社員の手が足りないので、
フルタイムのパートさんに社員と同じ権限を与えるらしい。
もちろん手数が増えれば助かる。
けれど…。
フルさんに仕事を教えてもらった時、
「何故この作業をしているの?」と聞くと、
「知らないです、教えてもらった通りにやっているだけなので」と
返答されることがしばしば。
任せて大丈夫だろうか?という不安と。
社員と同じ権限を与えるということは、
その作業の最終責任を負わせることになる。
それは負担が大きいのでは?という心配がある。
今日、唯一60歳を超えてるフルさんから話があった。
「権限のことを聞いたけれど、
私には無理だから今後のことを考えています」と。
そう…私もこの人のことを1番心配していた。
人柄はとても良く、以前は仕事ぶりも抜群だったベテランさん。
ただ最近は、新しい業務はなかなか覚えられない傾向にある。
現段階ではもう、権限を持って仕事を続けるか、退職するかの2択しかない。
負担に耐えられないと上に訴えても、
それなら今まで通りで…という展開はありえない会社だから。
この人がいなくなれば、係にとってとても痛手になる。
それなのに、だ。
他のフルさんの手前、許されないというのもあるだろうけど。
そんな話をしていたら、ふとフルさんが
「60歳になった時にマイモさんからもらったカード、
ケースに入れて花と一緒に飾っているんです」と言った。
以前、還暦のお祝いとして、
赤系の花のハーバリウムとバウムクーヘンを贈り、
それに添えたカードのことだ。
フルさんの人柄と仕事ぶりに対して、称賛と感謝の言葉を書いたもの。
「それを見ていつも励みにしているんです。
娘からも“お母さんの元気の素だね”って言われてるんですよ。

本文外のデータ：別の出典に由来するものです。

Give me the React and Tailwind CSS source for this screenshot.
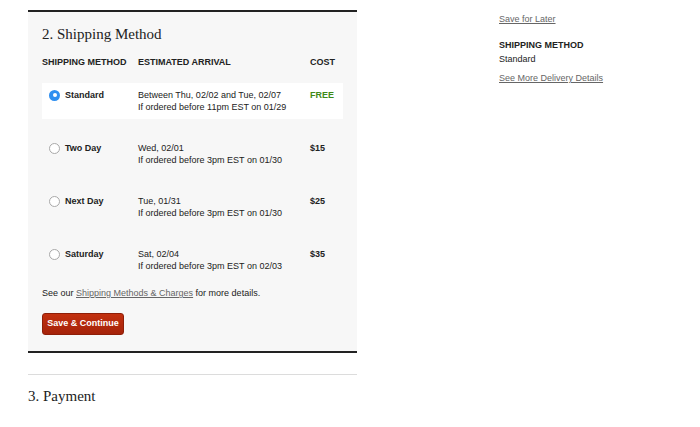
import React, { useState } from "react";

const rows = [
  { id: "standard", name: "Standard", when: "Between Thu, 02/02 and Tue, 02/07", cutoff: "If ordered before 11pm EST on 01/29", cost: "FREE" },
  { id: "two", name: "Two Day", when: "Wed, 02/01", cutoff: "If ordered before 3pm EST on 01/30", cost: "$15" },
  { id: "next", name: "Next Day", when: "Tue, 01/31", cutoff: "If ordered before 3pm EST on 01/30", cost: "$25" },
  { id: "sat", name: "Saturday", when: "Sat, 02/04", cutoff: "If ordered before 3pm EST on 02/03", cost: "$35" },
];

function Radio({ checked }) {
  if (checked) {
    return (
      <span className="grid place-items-center h-[11px] w-[11px] rounded-full bg-[#2f8ff0] shrink-0">
        <span className="h-[4px] w-[4px] rounded-full bg-white" />
      </span>
    );
  }
  return <span className="h-[11px] w-[11px] rounded-full border border-[#a9a9a9] bg-white shrink-0" />;
}

function MethodRow({ row, selected, onPick }) {
  return (
    <button
      type="button"
      onClick={onPick}
      className={`grid grid-cols-[96px_172px_1fr] h-[36px] pt-[6px] text-left ${selected ? "bg-white" : ""}`}
    >
      <div className="flex items-center gap-[5px] pl-[7px] h-[12px]">
        <Radio checked={selected} />
        <span className="font-bold text-[9px] leading-[12px] text-[#222]">{row.name}</span>
      </div>
      <div className="text-[9px] leading-[12px] text-[#222]">
        <div>{row.when}</div>
        <div>{row.cutoff}</div>
      </div>
      <div className={`font-bold text-[9px] leading-[12px] ${row.cost === "FREE" ? "text-[#3f8a17]" : "text-[#222]"}`}>
        {row.cost}
      </div>
    </button>
  );
}

export default function App() {
  const [picked, setPicked] = useState("standard");
  return (
    <div className="w-[700px] h-[427px] bg-white flex" style={{ fontFamily: "'Liberation Sans', Arial, sans-serif" }}>
      <div className="ml-[28px] w-[329px] pt-[10px]">
        <div className="border-y-2 border-[#222] bg-[#f7f7f7] px-[14px] pt-[12px] pb-[16px]">
          <h2 className="text-[15px] leading-[20px] text-[#222]" style={{ fontFamily: "'Liberation Serif', Georgia, serif" }}>
            2. Shipping Method
          </h2>
          <div className="mt-[12px] grid grid-cols-[96px_172px_1fr] text-[9px] leading-[12px] font-bold text-[#222]">
            <div>SHIPPING METHOD</div>
            <div>ESTIMATED ARRIVAL</div>
            <div>COST</div>
          </div>
          <div className="mt-[15px] flex flex-col gap-[17px]">
            {rows.map((r) => (
              <MethodRow key={r.id} row={r} selected={picked === r.id} onPick={() => setPicked(r.id)} />
            ))}
          </div>
          <p className="mt-[9px] text-[9px] leading-[12px] text-[#222]">
            See our <a href="#" className="underline text-[#666]">Shipping Methods &amp; Charges</a> for more details.
          </p>
          <button
            type="button"
            className="mt-[14px] h-[22px] w-[82px] rounded-[3px] border border-[#8e1e08] bg-gradient-to-b from-[#c2300f] to-[#a5230a] text-white text-[9px] font-bold"
          >
            Save &amp; Continue
          </button>
        </div>
        <div className="mt-[21px] border-t border-[#dcdcdc]" />
        <h2 className="mt-[11px] text-[15px] leading-[20px] text-[#222]" style={{ fontFamily: "'Liberation Serif', Georgia, serif" }}>
          3. Payment
        </h2>
      </div>
      <div className="ml-[142px] pt-[13px] text-[9px] leading-[12px] text-[#222]">
        <a href="#" className="underline text-[#666]">Save for Later</a>
        <div className="mt-[14px] font-bold">SHIPPING METHOD</div>
        <div className="mt-[2px]">Standard</div>
        <a href="#" className="block mt-[7px] underline text-[#666]">See More Delivery Details</a>
      </div>
    </div>
  );
}
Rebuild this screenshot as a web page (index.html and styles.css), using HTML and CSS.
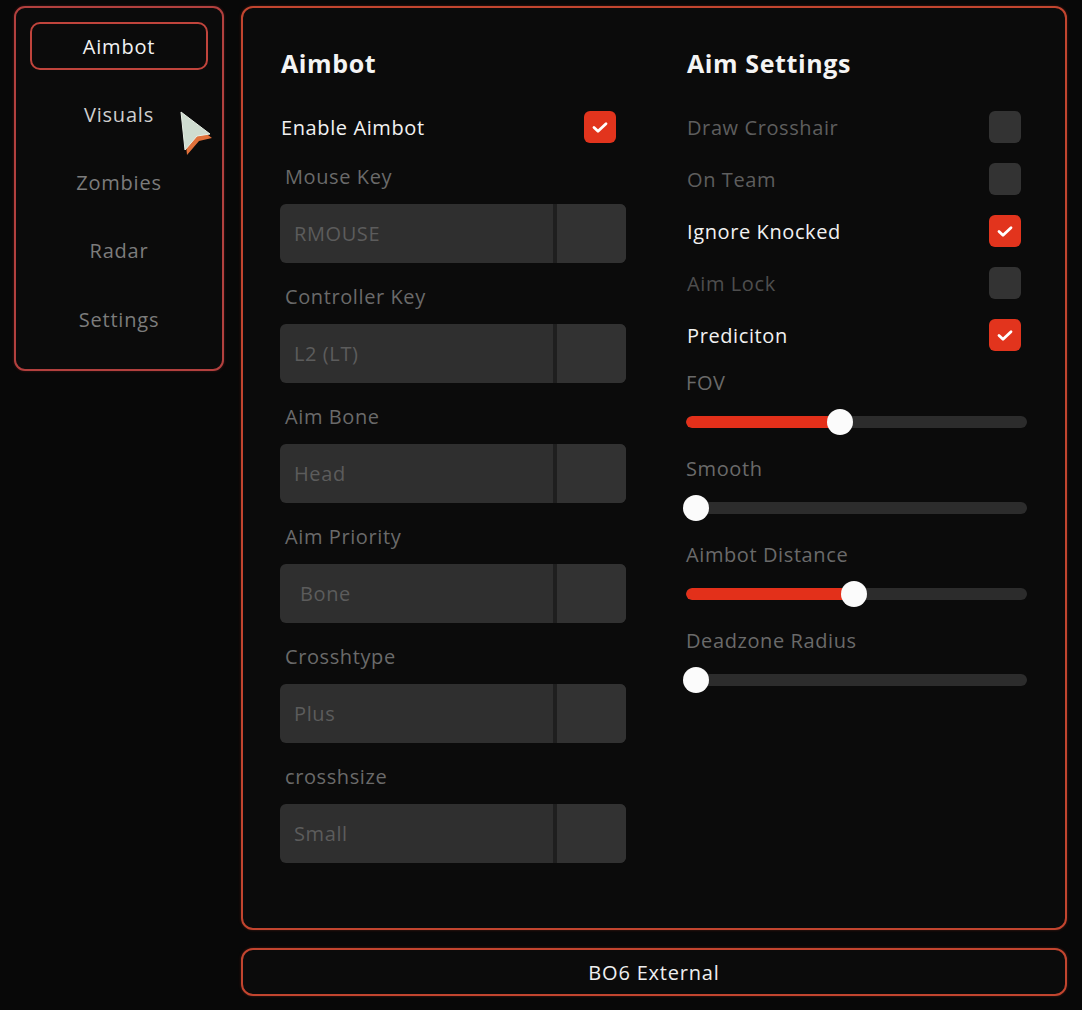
FILE: index.html
```html
<!DOCTYPE html>
<html>
<head>
<meta charset="utf-8">
<link rel="stylesheet" href="styles.css">
</head>
<body>
<div class="app">
  <nav class="sidebar">
    <div class="nav-item active">Aimbot</div>
    <div class="nav-item hover">Visuals</div>
    <div class="nav-item">Zombies</div>
    <div class="nav-item">Radar</div>
    <div class="nav-item">Settings</div>
  </nav>
  <div class="main-col">
    <section class="panel">
      <div class="column left">
        <h2 class="title">Aimbot</h2>
        <div class="check-row on">
          <span class="check-label">Enable Aimbot</span>
          <span class="checkbox checked"><svg viewBox="0 0 32 32"><path d="M10 16.5l4 3.8 8-7.6" /></svg></span>
        </div>
        <div class="field">
          <div class="field-label">Mouse Key</div>
          <div class="combo"><span class="combo-value">RMOUSE</span><span class="combo-btn"></span></div>
        </div>
        <div class="field">
          <div class="field-label">Controller Key</div>
          <div class="combo"><span class="combo-value">L2 (LT)</span><span class="combo-btn"></span></div>
        </div>
        <div class="field">
          <div class="field-label">Aim Bone</div>
          <div class="combo"><span class="combo-value">Head</span><span class="combo-btn"></span></div>
        </div>
        <div class="field">
          <div class="field-label">Aim Priority</div>
          <div class="combo"><span class="combo-value indent">Bone</span><span class="combo-btn"></span></div>
        </div>
        <div class="field">
          <div class="field-label">Crosshtype</div>
          <div class="combo"><span class="combo-value">Plus</span><span class="combo-btn"></span></div>
        </div>
        <div class="field">
          <div class="field-label">crosshsize</div>
          <div class="combo"><span class="combo-value">Small</span><span class="combo-btn"></span></div>
        </div>
      </div>
      <div class="column right">
        <h2 class="title">Aim Settings</h2>
        <div class="check-row">
          <span class="check-label">Draw Crosshair</span>
          <span class="checkbox"></span>
        </div>
        <div class="check-row">
          <span class="check-label">On Team</span>
          <span class="checkbox"></span>
        </div>
        <div class="check-row on">
          <span class="check-label">Ignore Knocked</span>
          <span class="checkbox checked"><svg viewBox="0 0 32 32"><path d="M10 16.5l4 3.8 8-7.6" /></svg></span>
        </div>
        <div class="check-row dim">
          <span class="check-label">Aim Lock</span>
          <span class="checkbox"></span>
        </div>
        <div class="check-row on">
          <span class="check-label">Prediciton</span>
          <span class="checkbox checked"><svg viewBox="0 0 32 32"><path d="M10 16.5l4 3.8 8-7.6" /></svg></span>
        </div>
        <div class="slider-group">
          <div class="field-label">FOV</div>
          <div class="slider"><div class="track"><div class="fill" style="width:154px"></div></div><div class="knob" style="left:141px"></div></div>
        </div>
        <div class="slider-group">
          <div class="field-label">Smooth</div>
          <div class="slider"><div class="track"><div class="fill" style="width:0px"></div></div><div class="knob" style="left:-3px"></div></div>
        </div>
        <div class="slider-group">
          <div class="field-label">Aimbot Distance</div>
          <div class="slider"><div class="track"><div class="fill" style="width:168px"></div></div><div class="knob" style="left:155px"></div></div>
        </div>
        <div class="slider-group">
          <div class="field-label">Deadzone Radius</div>
          <div class="slider"><div class="track"><div class="fill" style="width:0px"></div></div><div class="knob" style="left:-3px"></div></div>
        </div>
      </div>
    </section>
    <footer class="statusbar">BO6 External</footer>
  </div>
</div>
<svg class="cursor" width="40" height="50" viewBox="0 0 40 50">
  <path d="M5 8 L34 30 L21 33 L9 47 Z" fill="#e0703a" />
  <path d="M3 4 L32 26 L19 28 L7 42 Z" fill="#cfdcd0" stroke="#e8efe6" stroke-width="1" />
</svg>
</body>
</html>
```
FILE: styles.css
```css
* { box-sizing: border-box; }
html, body {
  margin: 0;
  padding: 0;
  background: #080808;
  font-family: "Open Sans", Lato, "Liberation Sans", sans-serif;
  color: #f0f0f0;
}
.app {
  display: flex;
  align-items: flex-start;
  gap: 17px;
  padding: 6px 15px 0 14px;
  width: 1082px;
  height: 1010px;
}
.sidebar {
  width: 210px;
  border: 2px solid #b2403e;
  border-radius: 11px;
  background: #0b0b0b;
  padding: 14px 14px 26px 14px;
  display: flex;
  flex-direction: column;
  gap: 20.3px;
  box-shadow: 0 0 3px rgba(180, 50, 50, 0.35);
}
.nav-item {
  height: 48px;
  display: flex;
  align-items: center;
  justify-content: center;
  font-size: 20px;
  letter-spacing: 0.8px;
  color: #7c7c7c;
  border-radius: 10px;
  border: 2px solid transparent;
}
.nav-item.active {
  color: #f2f2f2;
  border-color: #c0443c;
}
.nav-item.hover { color: #cfcfcf; }
.main-col {
  flex: 1;
  display: flex;
  flex-direction: column;
  gap: 18px;
}
.panel {
  height: 924px;
  border: 2px solid #c2452f;
  border-radius: 12px;
  background: #0b0b0b;
  padding: 40px 0 0 37px;
  display: flex;
  gap: 60px;
  box-shadow: 0 0 3px rgba(190, 60, 40, 0.35);
}
.column { display: flex; flex-direction: column; }
.column.left { width: 346px; }
.column.right { width: 341px; }
.title {
  margin: 0 0 33px 1px;
  font-size: 25px;
  line-height: 30px;
  font-weight: 700;
  color: #f4f4f4;
  letter-spacing: 0.6px;
}
.check-row {
  height: 32px;
  display: flex;
  align-items: center;
  justify-content: space-between;
  margin-bottom: 20px;
  font-size: 20px;
  letter-spacing: 0.6px;
  color: #5e5e5e;
  padding-left: 1px;
}
.column.left .check-row { padding-right: 10px; margin-bottom: 22px; }
.column.right .check-row { padding-right: 6px; }
.check-row.on { color: #f2f2f2; font-weight: 500; }
.check-row.dim { color: #4e4e4e; }
.checkbox {
  width: 32px;
  height: 32px;
  border-radius: 6px;
  background: #333;
  display: block;
}
.checkbox.checked { background: #e2341d; }
.checkbox svg { width: 32px; height: 32px; display: block; }
.checkbox path {
  fill: none;
  stroke: #fff;
  stroke-width: 2.8;
  stroke-linecap: round;
  stroke-linejoin: round;
}
.field { margin-bottom: 22px; }
.field-label {
  font-size: 20px;
  letter-spacing: 0.6px;
  line-height: 24px;
  color: #6a6a6a;
  padding-left: 5px;
}
.column.right .field-label { padding-left: 0; }
.combo {
  margin-top: 15px;
  height: 59px;
  display: flex;
  border-radius: 6px;
  background: #2f2f2f;
  overflow: hidden;
}
.combo-value {
  flex: 1;
  display: flex;
  align-items: center;
  padding-left: 14px;
  padding-bottom: 1px;
  font-size: 20px;
  letter-spacing: 0.6px;
  color: #5c5c5c;
  border-right: 4px solid #1f1f1f;
}
.combo-value.indent { padding-left: 20px; }
.combo-btn {
  width: 69px;
  background: #323232;
}
.slider-group { margin-bottom: 22px; }
.slider {
  position: relative;
  height: 26px;
  margin-top: 14px;
  display: flex;
  align-items: center;
}
.track {
  width: 341px;
  height: 12px;
  border-radius: 6px;
  background: #2c2c2c;
  overflow: hidden;
}
.fill {
  height: 12px;
  background: #e3301a;
  border-radius: 6px 0 0 6px;
}
.knob {
  position: absolute;
  top: 0;
  width: 26px;
  height: 26px;
  border-radius: 50%;
  background: #fbfbfb;
}
.statusbar {
  height: 48px;
  border: 2px solid #c2452f;
  border-radius: 12px;
  background: #0b0b0b;
  display: flex;
  align-items: center;
  justify-content: center;
  font-size: 20px;
  letter-spacing: 0.8px;
  color: #efefef;
  box-shadow: 0 0 3px rgba(190, 60, 40, 0.35);
}
.cursor {
  position: absolute;
  left: 178px;
  top: 108px;
}
```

」
そんな風にしてくれているなんて思ってもみなかったから、嬉しかった。
それと同時に申し訳なかった。
今年になってから次々に新しい仕事が始まり、
フルさんが初歩的なことを間違えたり
何度説明しても覚えていなかったりで
イライラしてかなり厳しい口調で注意することもあった。
育休から復帰した後輩と最近話した時、
「5月に復帰した時、あのフルさんの顔やばかったですもんね。
最近は表情が明るくなってきましたけど。」
そんなに追い詰められた表情をしていたなんて、
私は気付いてもいなかった。
そんな私の言葉を、励みにしてくれていたなんて。
いつも自分のことに精一杯で、
時に配慮を欠いてしまう、私なんかの。
退職して欲しくない。
定年まで働き続けて欲しい。
でも権限を持って仕事をするには、精神的負担が大きすぎる。
と後輩が言う。その通りだと思う。
他の選択肢は許されないんだろうか。